The test content, particularly in social studies, also challenged me. As I followed the questions in order, the content jumped literally from the 1780 Massachusetts state constitution to contemporary trade relations of Pacific Rim countries to the spread of Islam in seventh century Europe to landforms in western Australia to methods of social science research. I sensed no coherence, connections, or rationale from the questions. Rather, it felt like high stakes Trivial Pursuit or Jeopardy, based on a limitless universe of possible questions, including some that were simply wrong. One question, for example, insisted that Puerto Ricans who settled in the northeastern U.S. from 1945-1990 are “immigrants”. But Puerto Rico is a U.S. commonwealth. Was this a deep question, a trick question, a careless question, or an ignorant question? How will responses to this question be scored, and how should those scores then be interpreted?

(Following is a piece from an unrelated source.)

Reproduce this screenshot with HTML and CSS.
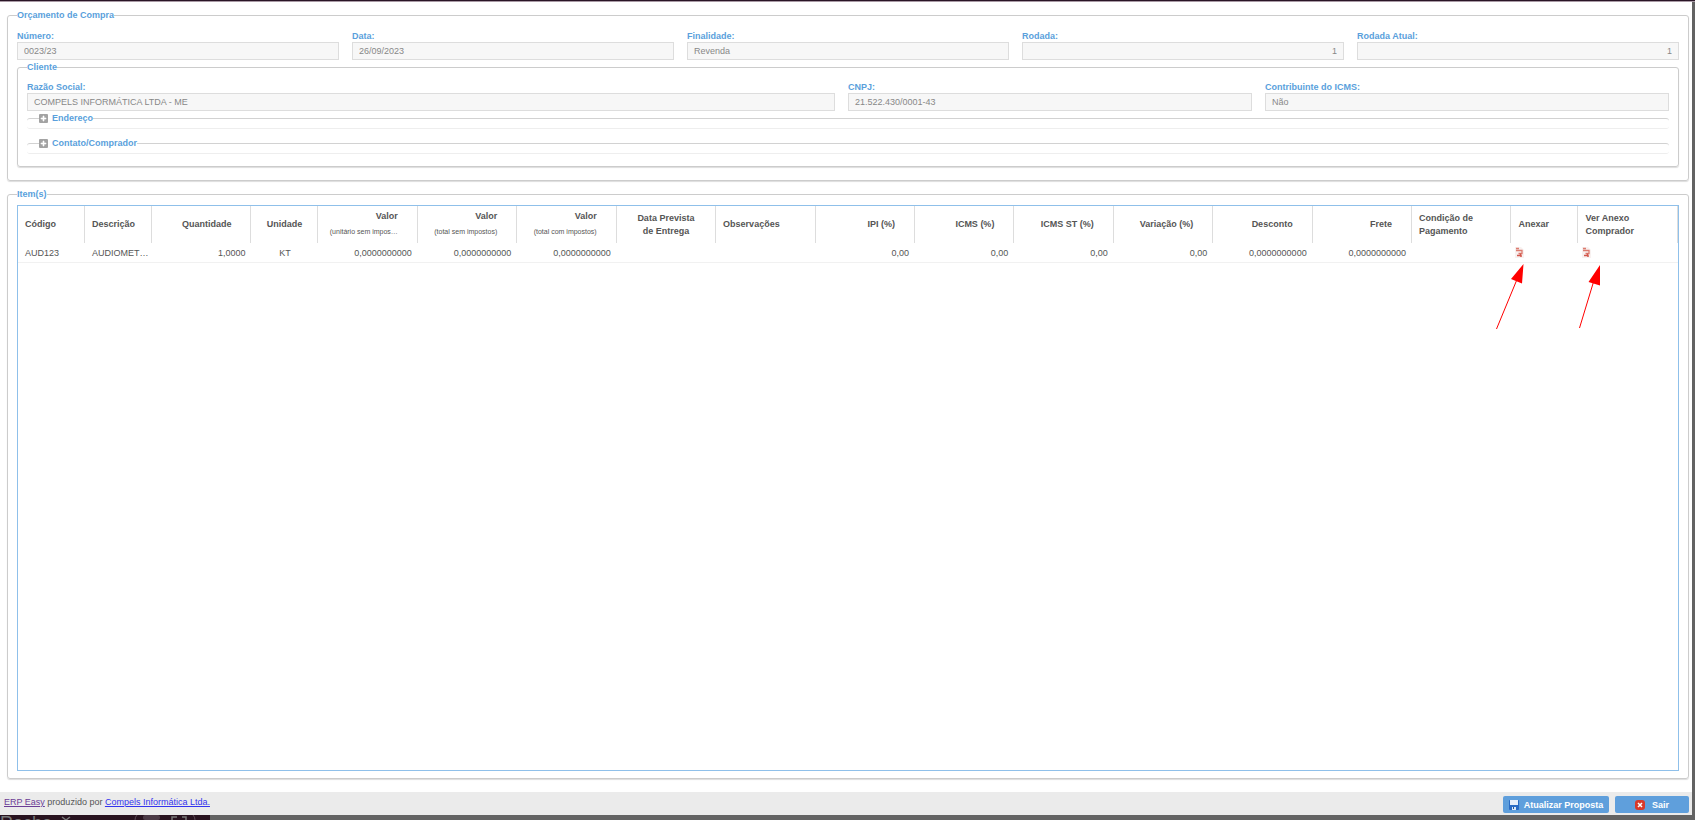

Ironically, the test developers had contacted me for assistance several months ago because early professional reviews of their questions had criticized the absence of Asian-American content. I provided them (at no charge) with suggestions and 160 pages of Asian-American Studies K-12 curriculum resource materials. But no Asian-American content appeared in my social studies test that afternoon — not even a mention of the World War II internment of Japanese Americans which is arguably the most important challenge to the U.S. Constitution in the 20th century, and certainly an area of content about which all social studies teachers and students should be expected to have substantial knowledge.

With or without Asian-American content, though, the test concerns me in a more fundamental way. Undoubtedly, some will defend the content of the social studies test from charges of racial and cultural bias because it includes quite a few questions about diverse groups in the U.S. and various cultures throughout the world. But by constructing a test based on a sequence of isolated, decontextualized questions that have no relationship to each other, the underlying epistemology embedded in the test design has a Western-cultural bias, even if individual questions include or represent “multicultural” content. Articulating and assessing a knowledge base requires examining not only what one knows, but also how one knows.

The consensus mission of social studies formulated by the National Council for the Social Studies in 1992 reads:

“The primary purpose of social studies is to help young people develop the ability to make informed and reasoned decisions for the public good as citizens of a culturally diverse, democratic society in an interdependent world.”